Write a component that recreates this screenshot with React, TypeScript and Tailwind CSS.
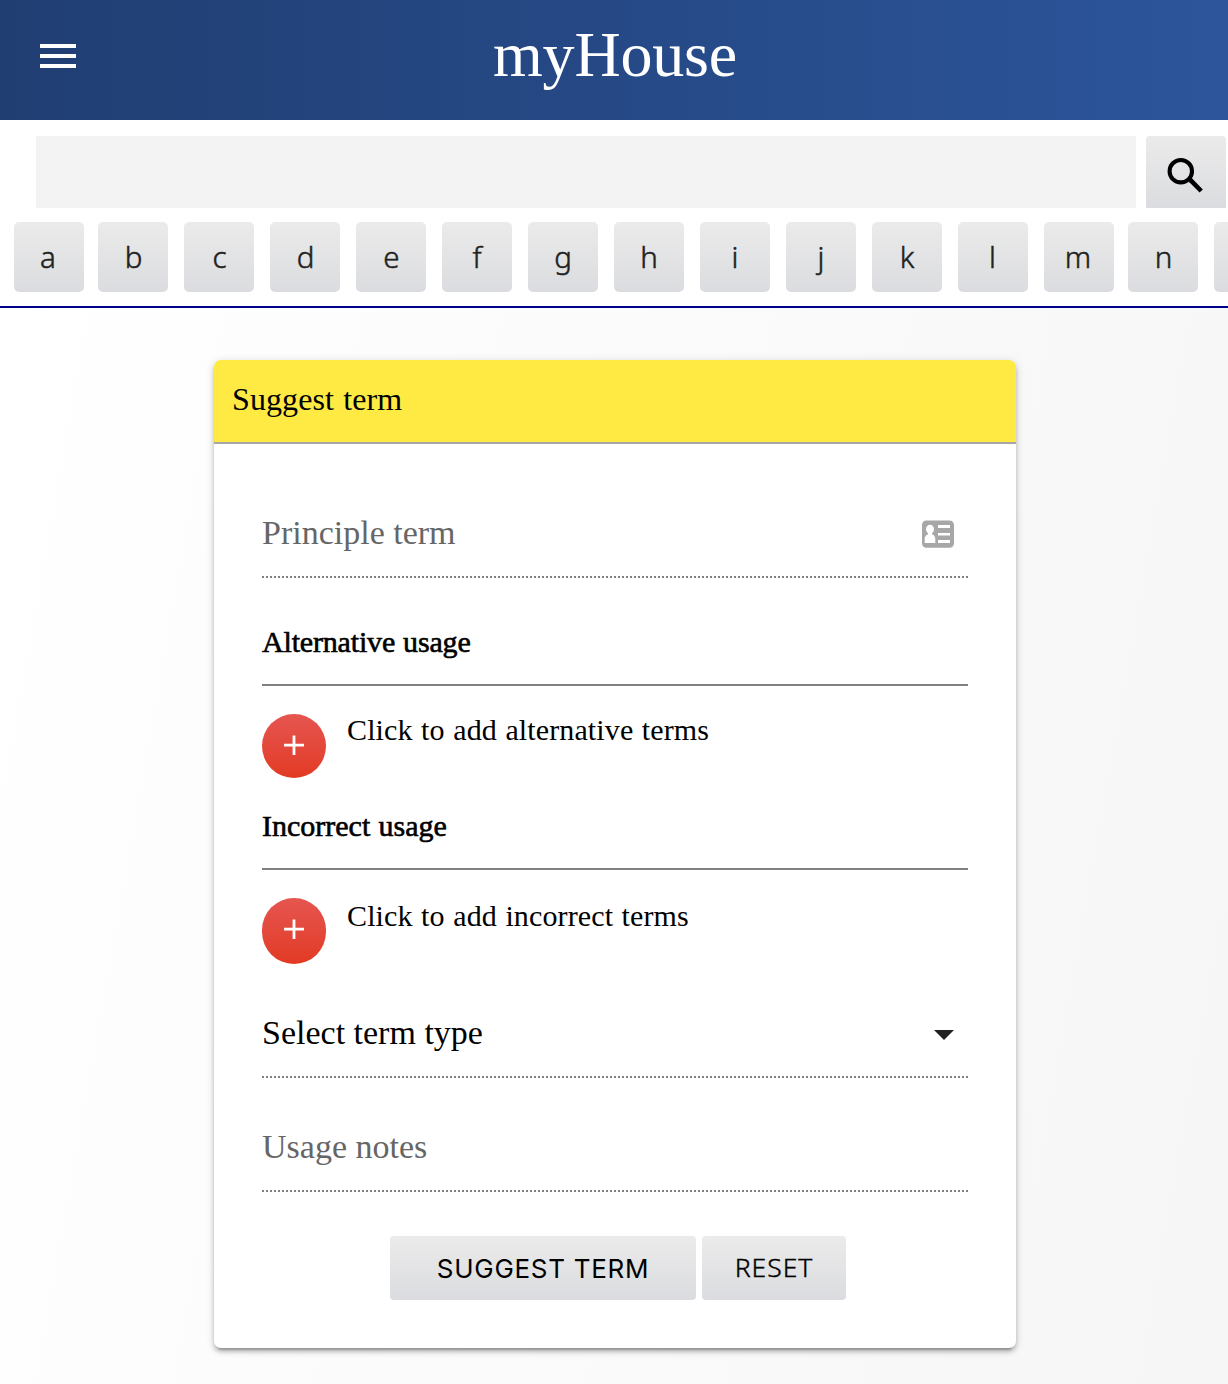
import type { ReactNode } from "react";

const LETTERS = [
  { char: "a", gap: "ml-[14px] pr-[2px]" },
  { char: "b", gap: "ml-[14px] pl-px" },
  { char: "c", gap: "ml-4 pl-px" },
  { char: "d", gap: "ml-4 pl-px" },
  { char: "e", gap: "ml-4 pl-px" },
  { char: "f", gap: "ml-4" },
  { char: "g", gap: "ml-4" },
  { char: "h", gap: "ml-4" },
  { char: "i", gap: "ml-4" },
  { char: "j", gap: "ml-4" },
  { char: "k", gap: "ml-4" },
  { char: "l", gap: "ml-4 pr-px" },
  { char: "m", gap: "ml-4 pr-[2px]" },
  { char: "n", gap: "ml-[14px] pl-px" },
  { char: "", gap: "ml-4" },
];

function Header() {
  return (
    <header className="grid h-[120px] grid-cols-[1fr_auto_1fr] bg-linear-to-r from-[#203e72] to-[#2c559b] text-white">
      <button aria-label="Menu" className="mt-11 ml-10 flex h-6 w-9 flex-col justify-between">
        <span className="h-1 w-9 bg-white" />
        <span className="h-1 w-9 bg-white" />
        <span className="h-1 w-9 bg-white" />
      </button>
      <h1 className="pt-[17px] pl-[2px] text-[64px] leading-[76px] tracking-[-0.2px]">myHouse</h1>
      <span />
    </header>
  );
}

function SearchBar() {
  return (
    <div className="flex h-[102px] pt-4 pl-9">
      <input aria-label="Search" className="h-[72px] w-[1100px] bg-[#f3f3f3]" />
      <button
        aria-label="Search"
        className="ml-[10px] h-[72px] w-20 rounded-t-[4px] bg-linear-to-b from-[#ebebeb] to-[#dbdcdf]"
      >
        <svg viewBox="0 0 80 72" className="h-[72px] w-20" fill="none" stroke="#000">
          <circle cx="34.8" cy="35.2" r="11.2" strokeWidth="4.1" />
          <path d="M43.4 44.2l1.6 .4 10.2 10.4" strokeWidth="4.6" />
        </svg>
      </button>
    </div>
  );
}

function LetterBar() {
  return (
    <nav className="flex h-[86px] overflow-hidden border-b-2 border-[#00008b]">
      {LETTERS.map(({ char, gap }, index) => (
        <button
          key={index}
          className={`${gap} h-[70px] w-[70px] shrink-0 rounded-[5px] bg-linear-to-b from-[#ebebeb] to-[#dbdcdf] text-center font-['Noto_Sans',sans-serif] text-[29.5px] leading-[69px] font-light text-[#212121] [-webkit-text-stroke:0.5px_#212121]`}
        >
          <span className="block h-[70px]">{char}</span>
        </button>
      ))}
    </nav>
  );
}

function DottedRule() {
  return (
    <div className="h-[2px] bg-[repeating-linear-gradient(90deg,#808080_0_2px,transparent_2px_4px)]" />
  );
}

function AddRow({ children, tall }: { children: ReactNode; tall?: boolean }) {
  return (
    <div className="flex pt-7">
      <button
        aria-label="Add"
        className={`${tall ? "h-[66px]" : "h-16"} flex w-16 shrink-0 items-start rounded-full bg-linear-to-b from-[#e5554f] to-[#e23a22]`}
      >
        <svg viewBox="0 0 64 64" className="h-16 w-16" stroke="#fff" strokeWidth="2.8">
          <path d="M22 31.2h20M32 21.4v19.6" />
        </svg>
      </button>
      <p
        className={`${tall ? "pt-px" : ""} ml-[21px] text-[30px] leading-[34px] tracking-[0.12px] [word-spacing:0.9px]`}
      >
        <span className={tall ? "block" : "-mt-px block"}>{children}</span>
      </p>
    </div>
  );
}

function GroupTitle({ children, tight }: { children: ReactNode; tight?: boolean }) {
  return (
    <h3
      className={`${tight ? "tracking-[-0.17px]" : ""} h-[60px] border-b-2 border-[#808080] text-[30px] leading-[32px] [word-spacing:0.7px] [-webkit-text-stroke:0.6px_#000]`}
    >
      {children}
    </h3>
  );
}

function ContactCardIcon() {
  return (
    <svg viewBox="0 0 32 28" className="h-7 w-8">
      <rect y="0.4" width="32" height="27.4" rx="4.5" fill="#a7a7a7" />
      <g fill="#fff">
        <ellipse cx="8" cy="9.2" rx="4" ry="4.4" />
        <path d="M6 12.5h4v1.7c2.4.8 3.3 2.6 3.3 5V23H2.7v-3.8c0-2.4.9-4.2 3.3-5z" />
        <path d="M16 5h12v3H16zM16 13h12v2.5H16zM16 20h12v3H16z" />
      </g>
    </svg>
  );
}

function SuggestCard() {
  return (
    <section className="mx-auto mt-[52px] h-[988px] w-[802px] translate-x-px rounded-[7px] bg-white shadow-[0_4px_4px_rgba(0,0,0,0.18),0_6px_2px_-4px_rgba(0,0,0,0.2),0_2px_10px_rgba(0,0,0,0.16)]">
      <h2 className="h-[84px] rounded-t-[7px] border-b-2 border-[#a7a7a7] bg-[#ffe943] pl-[18px] text-[32px] leading-[78px] tracking-[0.1px] [word-spacing:1px]">
        Suggest term
      </h2>
      <form className="px-12">
        <div className="flex h-[132px] justify-between pt-[69px] pr-[14px]">
          <span className="text-[34px] leading-[40px] text-[#666]">Principle term</span>
          <span className="pt-[7px]">
            <ContactCardIcon />
          </span>
        </div>
        <DottedRule />
        <div className="pt-12">
          <GroupTitle tight>Alternative usage</GroupTitle>
        </div>
        <AddRow>Click to add alternative terms</AddRow>
        <div className="pt-8">
          <GroupTitle>Incorrect usage</GroupTitle>
        </div>
        <AddRow tall>Click to add incorrect terms</AddRow>
        <div className="flex h-28 justify-between pt-[49px] pr-[14px]">
          <span className="text-[34px] leading-[40px]">Select term type</span>
          <svg viewBox="0 0 20 10" className="mt-[17px] h-[10px] w-5" fill="#212121">
            <path d="M0 0h20L10 10z" />
          </svg>
        </div>
        <DottedRule />
        <div className="h-28 pt-[49px]">
          <span className="block text-[34px] leading-[40px] text-[#666]">Usage notes</span>
        </div>
        <DottedRule />
        <div className="mt-11 ml-32 flex gap-[6px]">
          <button
            type="button"
            className="h-16 w-[306px] rounded-[4px] bg-linear-to-b from-[#ebebeb] to-[#dbdcdf] font-['Inter',sans-serif] text-[26px] tracking-[0.7px]"
          >
            SUGGEST TERM
          </button>
          <button
            type="button"
            className="h-16 w-36 rounded-[4px] bg-linear-to-b from-[#ebebeb] to-[#dbdcdf] pb-px font-['Noto_Sans',sans-serif] text-[26.5px] font-light tracking-[1px] [-webkit-text-stroke:0.4px_#000]"
          >
            RESET
          </button>
        </div>
      </form>
    </section>
  );
}

export default function App() {
  return (
    <div className="h-[1384px] w-[1228px] overflow-hidden bg-white font-['Liberation_Serif',serif] text-black">
      <Header />
      <SearchBar />
      <LetterBar />
      <main className="flow-root h-[1076px] bg-[linear-gradient(100deg,#fff_0%,#f6f6f6_100%)]">
        <SuggestCard />
      </main>
    </div>
  );
}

══════

Reproduce the whole listing word for word, setting aside any pictures.

Solution to this exercise ::
Write a component that recreates this screenshot with React, TypeScript and Tailwind CSS.
import type { ReactNode } from "react";

const LETTERS = [
  { char: "a", gap: "ml-[14px] pr-[2px]" },
  { char: "b", gap: "ml-[14px] pl-px" },
  { char: "c", gap: "ml-4 pl-px" },
  { char: "d", gap: "ml-4 pl-px" },
  { char: "e", gap: "ml-4 pl-px" },
  { char: "f", gap: "ml-4" },
  { char: "g", gap: "ml-4" },
  { char: "h", gap: "ml-4" },
  { char: "i", gap: "ml-4" },
  { char: "j", gap: "ml-4" },
  { char: "k", gap: "ml-4" },
  { char: "l", gap: "ml-4 pr-px" },
  { char: "m", gap: "ml-4 pr-[2px]" },
  { char: "n", gap: "ml-[14px] pl-px" },
  { char: "", gap: "ml-4" },
];

function Header() {
  return (
    <header className="grid h-[120px] grid-cols-[1fr_auto_1fr] bg-linear-to-r from-[#203e72] to-[#2c559b] text-white">
      <button aria-label="Menu" className="mt-11 ml-10 flex h-6 w-9 flex-col justify-between">
        <span className="h-1 w-9 bg-white" />
        <span className="h-1 w-9 bg-white" />
        <span className="h-1 w-9 bg-white" />
      </button>
      <h1 className="pt-[17px] pl-[2px] text-[64px] leading-[76px] tracking-[-0.2px]">myHouse</h1>
      <span />
    </header>
  );
}

function SearchBar() {
  return (
    <div className="flex h-[102px] pt-4 pl-9">
      <input aria-label="Search" className="h-[72px] w-[1100px] bg-[#f3f3f3]" />
      <button
        aria-label="Search"
        className="ml-[10px] h-[72px] w-20 rounded-t-[4px] bg-linear-to-b from-[#ebebeb] to-[#dbdcdf]"
      >
        <svg viewBox="0 0 80 72" className="h-[72px] w-20" fill="none" stroke="#000">
          <circle cx="34.8" cy="35.2" r="11.2" strokeWidth="4.1" />
          <path d="M43.4 44.2l1.6 .4 10.2 10.4" strokeWidth="4.6" />
        </svg>
      </button>
    </div>
  );
}

function LetterBar() {
  return (
    <nav className="flex h-[86px] overflow-hidden border-b-2 border-[#00008b]">
      {LETTERS.map(({ char, gap }, index) => (
        <button
          key={index}
          className={`${gap} h-[70px] w-[70px] shrink-0 rounded-[5px] bg-linear-to-b from-[#ebebeb] to-[#dbdcdf] text-center font-['Noto_Sans',sans-serif] text-[29.5px] leading-[69px] font-light text-[#212121] [-webkit-text-stroke:0.5px_#212121]`}
        >
          <span className="block h-[70px]">{char}</span>
        </button>
      ))}
    </nav>
  );
}

function DottedRule() {
  return (
    <div className="h-[2px] bg-[repeating-linear-gradient(90deg,#808080_0_2px,transparent_2px_4px)]" />
  );
}

function AddRow({ children, tall }: { children: ReactNode; tall?: boolean }) {
  return (
    <div className="flex pt-7">
      <button
        aria-label="Add"
        className={`${tall ? "h-[66px]" : "h-16"} flex w-16 shrink-0 items-start rounded-full bg-linear-to-b from-[#e5554f] to-[#e23a22]`}
      >
        <svg viewBox="0 0 64 64" className="h-16 w-16" stroke="#fff" strokeWidth="2.8">
          <path d="M22 31.2h20M32 21.4v19.6" />
        </svg>
      </button>
      <p
        className={`${tall ? "pt-px" : ""} ml-[21px] text-[30px] leading-[34px] tracking-[0.12px] [word-spacing:0.9px]`}
      >
        <span className={tall ? "block" : "-mt-px block"}>{children}</span>
      </p>
    </div>
  );
}

function GroupTitle({ children, tight }: { children: ReactNode; tight?: boolean }) {
  return (
    <h3
      className={`${tight ? "tracking-[-0.17px]" : ""} h-[60px] border-b-2 border-[#808080] text-[30px] leading-[32px] [word-spacing:0.7px] [-webkit-text-stroke:0.6px_#000]`}
    >
      {children}
    </h3>
  );
}

function ContactCardIcon() {
  return (
    <svg viewBox="0 0 32 28" className="h-7 w-8">
      <rect y="0.4" width="32" height="27.4" rx="4.5" fill="#a7a7a7" />
      <g fill="#fff">
        <ellipse cx="8" cy="9.2" rx="4" ry="4.4" />
        <path d="M6 12.5h4v1.7c2.4.8 3.3 2.6 3.3 5V23H2.7v-3.8c0-2.4.9-4.2 3.3-5z" />
        <path d="M16 5h12v3H16zM16 13h12v2.5H16zM16 20h12v3H16z" />
      </g>
    </svg>
  );
}

function SuggestCard() {
  return (
    <section className="mx-auto mt-[52px] h-[988px] w-[802px] translate-x-px rounded-[7px] bg-white shadow-[0_4px_4px_rgba(0,0,0,0.18),0_6px_2px_-4px_rgba(0,0,0,0.2),0_2px_10px_rgba(0,0,0,0.16)]">
      <h2 className="h-[84px] rounded-t-[7px] border-b-2 border-[#a7a7a7] bg-[#ffe943] pl-[18px] text-[32px] leading-[78px] tracking-[0.1px] [word-spacing:1px]">
        Suggest term
      </h2>
      <form className="px-12">
        <div className="flex h-[132px] justify-between pt-[69px] pr-[14px]">
          <span className="text-[34px] leading-[40px] text-[#666]">Principle term</span>
          <span className="pt-[7px]">
            <ContactCardIcon />
          </span>
        </div>
        <DottedRule />
        <div className="pt-12">
          <GroupTitle tight>Alternative usage</GroupTitle>
        </div>
        <AddRow>Click to add alternative terms</AddRow>
        <div className="pt-8">
          <GroupTitle>Incorrect usage</GroupTitle>
        </div>
        <AddRow tall>Click to add incorrect terms</AddRow>
        <div className="flex h-28 justify-between pt-[49px] pr-[14px]">
          <span className="text-[34px] leading-[40px]">Select term type</span>
          <svg viewBox="0 0 20 10" className="mt-[17px] h-[10px] w-5" fill="#212121">
            <path d="M0 0h20L10 10z" />
          </svg>
        </div>
        <DottedRule />
        <div className="h-28 pt-[49px]">
          <span className="block text-[34px] leading-[40px] text-[#666]">Usage notes</span>
        </div>
        <DottedRule />
        <div className="mt-11 ml-32 flex gap-[6px]">
          <button
            type="button"
            className="h-16 w-[306px] rounded-[4px] bg-linear-to-b from-[#ebebeb] to-[#dbdcdf] font-['Inter',sans-serif] text-[26px] tracking-[0.7px]"
          >
            SUGGEST TERM
          </button>
          <button
            type="button"
            className="h-16 w-36 rounded-[4px] bg-linear-to-b from-[#ebebeb] to-[#dbdcdf] pb-px font-['Noto_Sans',sans-serif] text-[26.5px] font-light tracking-[1px] [-webkit-text-stroke:0.4px_#000]"
          >
            RESET
          </button>
        </div>
      </form>
    </section>
  );
}

export default function App() {
  return (
    <div className="h-[1384px] w-[1228px] overflow-hidden bg-white font-['Liberation_Serif',serif] text-black">
      <Header />
      <SearchBar />
      <LetterBar />
      <main className="flow-root h-[1076px] bg-[linear-gradient(100deg,#fff_0%,#f6f6f6_100%)]">
        <SuggestCard />
      </main>
    </div>
  );
}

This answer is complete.